1. Shooting: Home vs. Away
This season, there has been a significant dropoff in three-point shooting success away from the comfortable confines of Crisler Center.
Michigan has shot at least 23 three-point shots in all but two of its games away from home this season (13 attempts at Duke, 17 attempts at Minnesota), including a season-high 30 attempts in a win over Long Beach State in the Puerto Rico Tip-Off Classic.
For comparison's sake, the Wolverines have attempted 23 or more three-point shots in just three of seven home games thus far, all comfortable wins (28 attempts vs. South Carolina State, 29 attempts vs. Coppin State, 26 attempts vs. Houston Baptist).
In fact, in the same number of away games as home games, the Wolverines have shot 12 more three-pointers and made 14 fewer three-pointers. At home, they're shooting 45.0 percent. On the road, that number dips to 33.1 percent.
Here are the numbers:
The Wolverines have shot at least 33.3 percent from long range in all but one home game (27.8 percent vs.
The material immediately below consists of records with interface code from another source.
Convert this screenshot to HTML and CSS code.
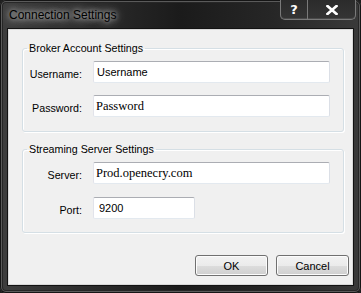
FILE: index.html
```html
<!DOCTYPE html>
<html>
<head>
	<title>Connection Settings</title>
	<link rel="stylesheet" href="styles.css">
</head>
<body>
	<div class="window">
		<div class="titlebar">
			<span class="title">Connection Settings</span>
			<div class="caption-buttons">
				<div class="cap-btn help">?</div>
				<div class="cap-btn close">
					<svg width="12" height="10" viewBox="0 0 12 10">
						<path d="M1.5 1 L10.5 9 M10.5 1 L1.5 9" stroke="#fff" stroke-width="2.6" stroke-linecap="square"/>
					</svg>
				</div>
			</div>
		</div>

		<div class="client">
			<fieldset class="group group-broker">
				<legend>Broker Account Settings</legend>
				<div class="form-grid">
					<label>Username:</label>
					<input class="field" type="text" value="Username">
					<label>Password:</label>
					<input class="field serif" type="text" value="Password">
				</div>
			</fieldset>

			<fieldset class="group group-server">
				<legend>Streaming Server Settings</legend>
				<div class="form-grid">
					<label>Server:</label>
					<input class="field serif" type="text" value="Prod.openecry.com">
					<label>Port:</label>
					<input class="field short" type="text" value="9200">
				</div>
			</fieldset>

			<div class="actions">
				<button class="btn">OK</button>
				<button class="btn">Cancel</button>
			</div>
		</div>
	</div>
</body>
</html>
```

FILE: styles.css
```css
* {
	margin: 0;
	padding: 0;
	box-sizing: border-box;
}
body {
	background-color: #1f1f1f;
	font-family: 'Liberation Sans', Arial, sans-serif;
	font-size: 11px;
	width: 361px;
	height: 293px;
	overflow: hidden;
}
.window {
	width: 361px;
	height: 293px;
	display: flex;
	flex-direction: column;
	border-radius: 6px;
	background: linear-gradient(to right, #3e3e3e 0%, #2c2c2c 25%, #1b1b1b 50%, #262626 75%, #3a3a3a 100%);
	box-shadow: inset 0 0 0 1px #151515, inset 0 0 0 2px #5a5a5a, inset 0 0 0 3px #262626;
}

/* title bar */
.titlebar {
	height: 29px;
	display: flex;
	align-items: flex-start;
	padding-left: 9px;
}
.title {
	margin-top: 7px;
	font-size: 12px;
	line-height: 16px;
	color: #000;
	text-shadow: 0 0 5px rgba(255, 255, 255, 0.7), 0 0 10px rgba(255, 255, 255, 0.6), 0 0 16px rgba(255, 255, 255, 0.45);
}
.caption-buttons {
	margin-left: auto;
	margin-right: 5px;
	display: flex;
	height: 20px;
	border: 1px solid #7a7a7a;
	border-top: none;
	border-radius: 0 0 5px 5px;
	background: linear-gradient(#2b2b2b, #353535);
	box-shadow: inset 0 -1px 0 #4a4a4a;
}
.cap-btn {
	display: flex;
	align-items: center;
	justify-content: center;
	color: #fff;
}
.help {
	width: 27px;
	border-right: 1px solid #7a7a7a;
	font-family: 'DejaVu Sans', sans-serif;
	font-weight: bold;
	font-size: 13px;
	padding-bottom: 1px;
}
.close {
	width: 47px;
}

/* client area */
.client {
	flex: 1;
	margin: 0 8px 8px 8px;
	background-color: #f0f0f0;
	border: 1px solid #d8d8d8;
	box-shadow: 0 0 0 1px #121212;
	padding-top: 11px;
	display: flex;
	flex-direction: column;
}
.group {
	margin: 0 8px 0 13px;
	border: 1px solid #d5dfe5;
	border-radius: 3px;
	box-shadow: 1px 1px 0 #fff, inset 1px 1px 0 #fff;
	padding: 6px 4px 14px 4px;
}
.group-server {
	margin-top: 10px;
	padding-bottom: 13px;
}
.group legend {
	padding: 0 2px;
	font-size: 10.7px;
	line-height: 14px;
	color: #000;
}
.form-grid {
	display: grid;
	grid-template-columns: 55px 237px;
	column-gap: 11px;
	row-gap: 12px;
	align-items: center;
}
.group-server .form-grid {
	row-gap: 13px;
}
.form-grid label {
	text-align: right;
	padding-top: 3px;
	font-size: 10.7px;
	color: #000;
}
.field {
	height: 22px;
	width: 237px;
	border: 1px solid #e2e3ea;
	border-top-color: #abadb3;
	border-right-color: #dbdfe6;
	border-bottom-color: #e3e9ef;
	border-radius: 2px;
	background-color: #fff;
	padding: 0 3px;
	font-family: 'Liberation Sans', Arial, sans-serif;
	font-size: 11px;
	color: #000;
	outline: none;
}
.field.serif {
	font-family: 'Liberation Serif', 'Times New Roman', serif;
	font-size: 12.5px;
	padding-left: 2px;
}
.field.short {
	width: 102px;
	padding-left: 5px;
}

/* buttons */
.actions {
	margin-top: 22px;
	display: flex;
	justify-content: flex-end;
	gap: 8px;
	padding-right: 3px;
}
.btn {
	width: 73px;
	height: 21px;
	border: 1px solid #707070;
	border-radius: 3px;
	background: linear-gradient(#f2f2f2 0%, #ebebeb 50%, #dddddd 51%, #cfcfcf 100%);
	box-shadow: inset 0 0 0 1px #fcfcfc;
	font-family: 'Liberation Sans', Arial, sans-serif;
	font-size: 11px;
	color: #000;
}
```
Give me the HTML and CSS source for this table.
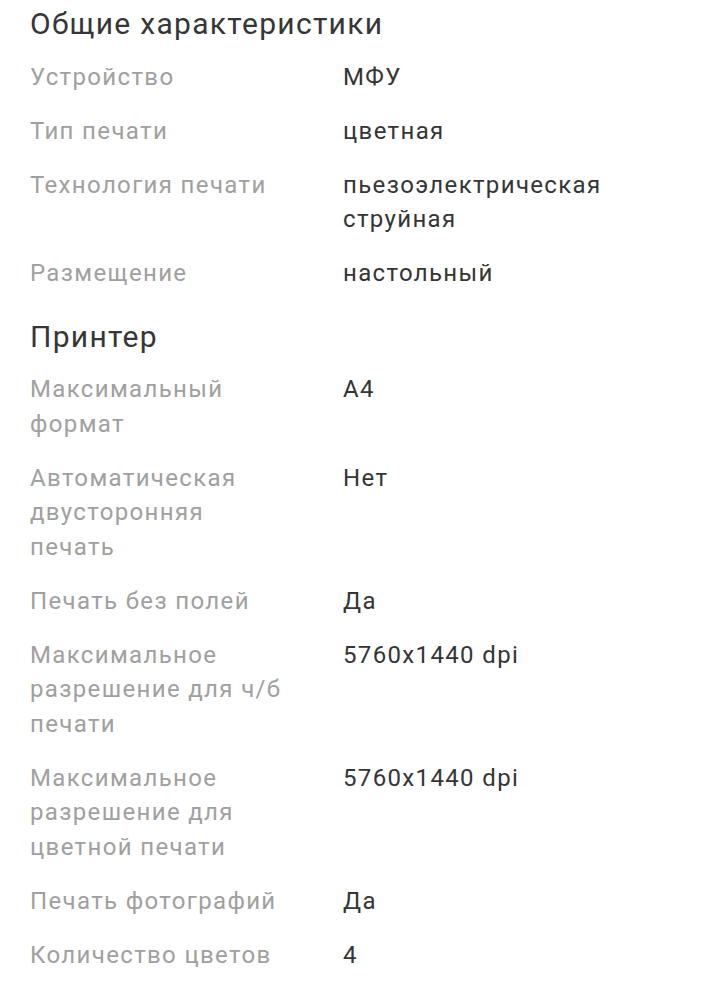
FILE: index.html
```html
<!DOCTYPE html>
<html lang="ru">
<head>
<meta charset="utf-8">
<title>Характеристики</title>
<link rel="stylesheet" href="styles.css">
</head>
<body>
<main class="specs">
  <section class="group">
    <h2 class="group-title">Общие характеристики</h2>
    <dl class="rows">
      <dt>Устройство</dt><dd>МФУ</dd>
      <dt>Тип печати</dt><dd>цветная</dd>
      <dt>Технология печати</dt><dd>пьезоэлектрическая струйная</dd>
      <dt>Размещение</dt><dd>настольный</dd>
    </dl>
  </section>
  <section class="group">
    <h2 class="group-title">Принтер</h2>
    <dl class="rows">
      <dt>Максимальный формат</dt><dd>A4</dd>
      <dt>Автоматическая двусторонняя печать</dt><dd>Нет</dd>
      <dt>Печать без полей</dt><dd>Да</dd>
      <dt>Максимальное разрешение для ч/б печати</dt><dd>5760x1440 dpi</dd>
      <dt>Максимальное разрешение для цветной печати</dt><dd>5760x1440 dpi</dd>
      <dt>Печать фотографий</dt><dd>Да</dd>
      <dt>Количество цветов</dt><dd>4</dd>
      <dt>Минимальный объем капли</dt><dd>3.3 пл</dd>
    </dl>
  </section>
</main>
</body>
</html>
```
FILE: styles.css
```css
html, body {
  margin: 0;
  padding: 0;
  background: #ffffff;
}
body {
  font-family: Roboto, "Noto Sans", "Liberation Sans", sans-serif;
  color: #333333;
}
.specs {
  padding: 4px 30px 0 30px;
  display: flex;
  flex-direction: column;
  gap: 26px;
}
.group-title {
  margin: 0 0 15.5px 0;
  font-size: 30px;
  line-height: 40px;
  font-weight: 400;
  letter-spacing: 1.3px;
  color: #363636;
}
.rows {
  margin: 0;
  display: grid;
  grid-template-columns: 260px 1fr;
  column-gap: 53px;
  row-gap: 19.5px;
  font-size: 24px;
  line-height: 34.5px;
  letter-spacing: 1.35px;
}
.rows dt {
  color: #a0a0a0;
}
.rows dd {
  margin: 0;
  color: #353535;
  max-width: 290px;
}
```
UMass-Lowell), with a high of 61.5 percent against Houston Baptist.
In four of seven home games, Michigan has shot 44.4 percent or better from three-point range, including a 47.1-percent clip against No. 1 Arizona.
On the flip side, Michigan has shot better than 30 percent from behind the arc just three times on the road, in the same number of games.
In four games - three of which were losses - the team shot worse than 30 percent.
As the numbers suggest, Michigan seems to settle for worse shots or rush their offensive sets on the road.
Nebraska, which opened a brand new basketball arena (Pinnacle Bank Arena) this year, does not have the same raucous environment of Duke or Iowa State, but the Wolverines also struggled to shoot in neutral sites, like their game in Brooklyn against Stanford or at the Puerto Rico Tip-Off Classic.
Michigan has to commit to smart shot selection - and make the ones it takes.
2. Defending Petteway
The Cornhuskers have received an immediate offensive bump from Texas Tech transfer Terran Petteway.
Last season, Nebraska ranked last in the Big Ten on scoring offense, averaging just 58.3 points per game.
This year, with Petteway lighting it up, the Cornhuskers are averaging 11.4 points per game more than they did last year, up to 69.7 - still not great, but definitely a step in the right direction.
Petteway ranks fifth in the Big Ten in scoring averaging 17.3 points per game:
Petteway is a very high-volume shooter. He has taken 181 field goal attempts this year, 58 more than anyone else on Nebraska's roster.
The Nebraska offense flows through him - and if Michigan can siphon off his attempts, as it did with Northwestern's Drew Crawford in the second half of last weekend's 74-51 win, it will be a very good sign.
That being said, Petteway isn't the most efficient shooter out there. He has hit 78-of-181 field goals (43.1 percent), but he is pretty good from behind the arc: 21-of-53 three-pointers (39.6 percent).